Given material:
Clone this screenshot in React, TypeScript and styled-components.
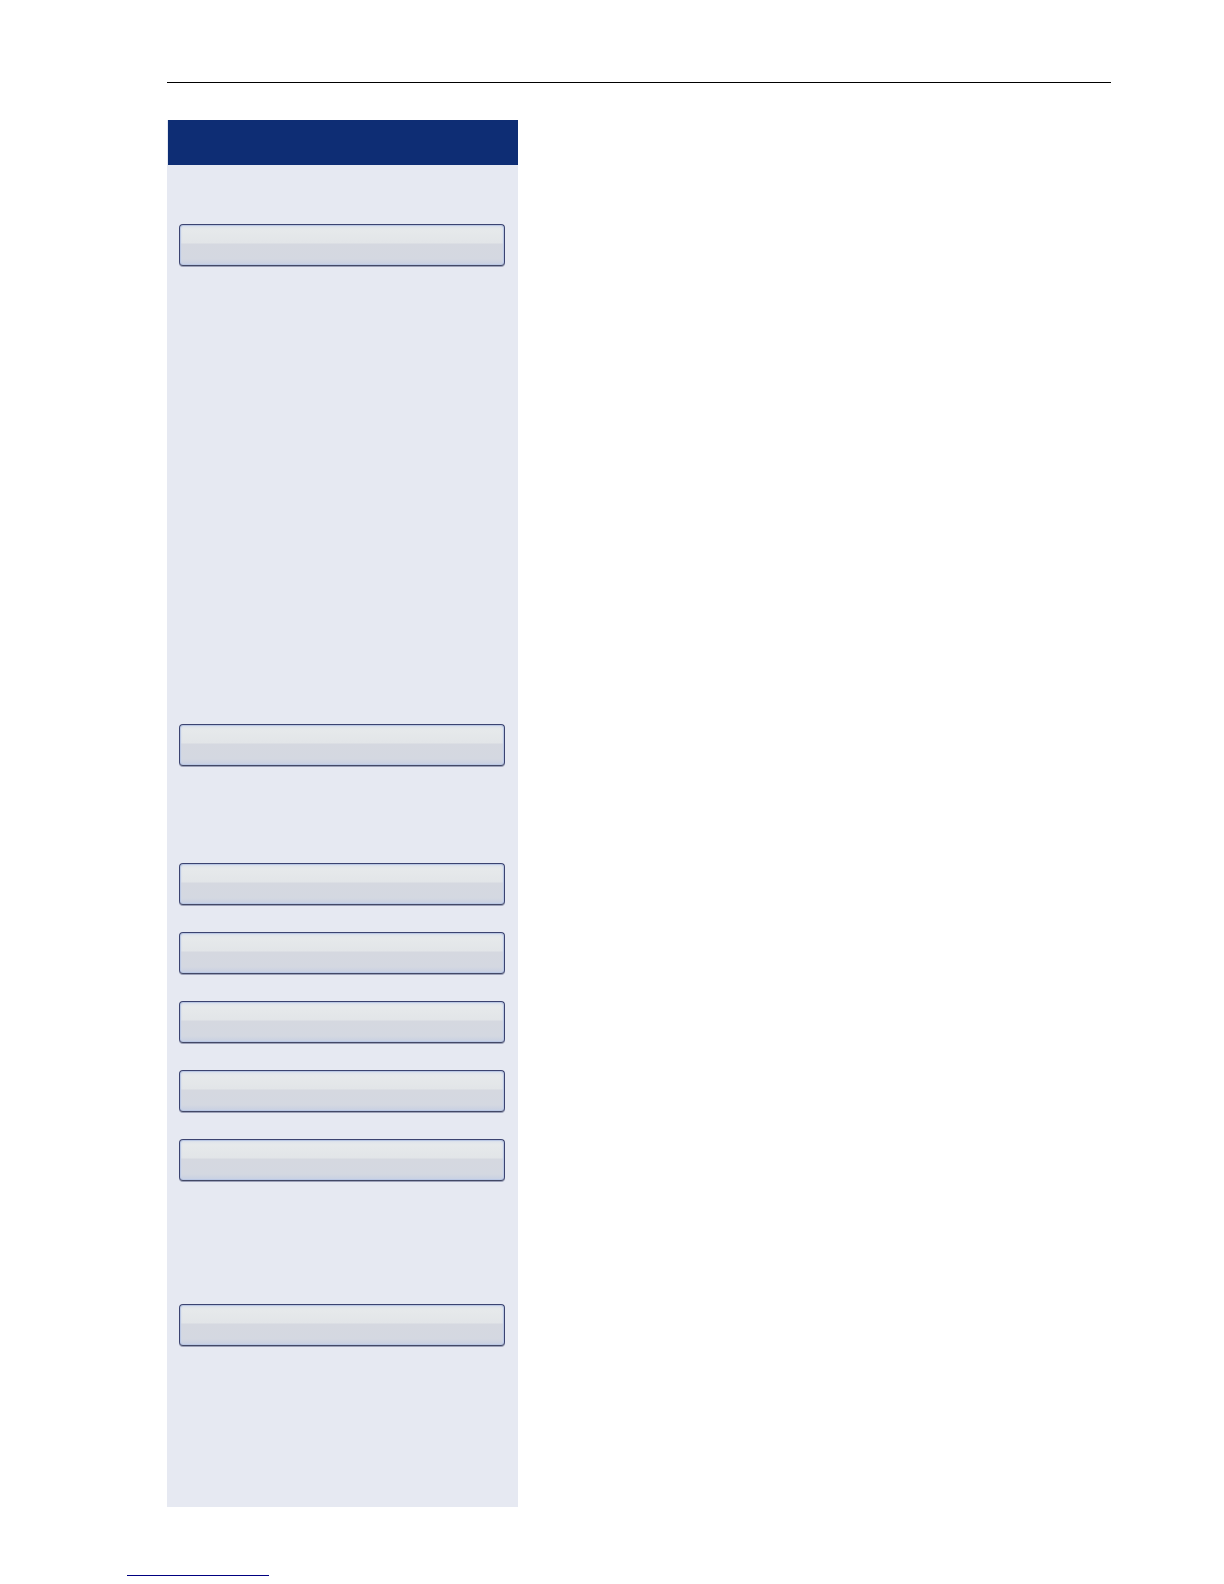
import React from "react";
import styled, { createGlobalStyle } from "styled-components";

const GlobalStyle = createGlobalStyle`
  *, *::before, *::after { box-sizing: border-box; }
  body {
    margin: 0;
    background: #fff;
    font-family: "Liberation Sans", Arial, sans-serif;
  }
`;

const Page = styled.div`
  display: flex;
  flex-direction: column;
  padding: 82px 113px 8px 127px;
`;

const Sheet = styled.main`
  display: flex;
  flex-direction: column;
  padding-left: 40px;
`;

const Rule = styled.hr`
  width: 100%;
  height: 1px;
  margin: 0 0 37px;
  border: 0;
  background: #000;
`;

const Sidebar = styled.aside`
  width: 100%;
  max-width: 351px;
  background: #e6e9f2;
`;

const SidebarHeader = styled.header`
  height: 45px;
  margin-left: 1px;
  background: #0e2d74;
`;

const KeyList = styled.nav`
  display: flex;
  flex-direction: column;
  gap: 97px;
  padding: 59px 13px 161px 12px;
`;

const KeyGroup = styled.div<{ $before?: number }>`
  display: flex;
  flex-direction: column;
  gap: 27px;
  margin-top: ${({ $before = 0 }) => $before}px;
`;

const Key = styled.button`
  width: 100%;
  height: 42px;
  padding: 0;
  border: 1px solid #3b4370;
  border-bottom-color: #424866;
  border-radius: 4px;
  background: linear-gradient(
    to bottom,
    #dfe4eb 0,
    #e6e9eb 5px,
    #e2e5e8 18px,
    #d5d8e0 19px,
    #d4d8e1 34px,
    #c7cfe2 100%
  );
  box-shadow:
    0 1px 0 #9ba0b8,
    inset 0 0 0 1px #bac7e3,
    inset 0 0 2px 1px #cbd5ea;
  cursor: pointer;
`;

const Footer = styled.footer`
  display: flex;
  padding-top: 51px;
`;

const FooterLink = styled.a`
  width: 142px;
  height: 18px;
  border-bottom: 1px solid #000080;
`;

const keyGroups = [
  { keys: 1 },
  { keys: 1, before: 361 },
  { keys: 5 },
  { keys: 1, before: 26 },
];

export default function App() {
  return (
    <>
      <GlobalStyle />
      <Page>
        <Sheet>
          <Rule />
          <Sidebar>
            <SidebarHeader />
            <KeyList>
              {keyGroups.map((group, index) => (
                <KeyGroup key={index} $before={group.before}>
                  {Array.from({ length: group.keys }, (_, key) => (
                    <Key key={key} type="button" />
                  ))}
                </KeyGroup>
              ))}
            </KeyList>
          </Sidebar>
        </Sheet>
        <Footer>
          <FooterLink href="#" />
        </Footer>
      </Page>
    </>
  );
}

Task to carry out: From the data, list each line in which the string "React" appears.

Answer to this task:
Clone this screenshot in React, TypeScript and styled-components.
import React from "react";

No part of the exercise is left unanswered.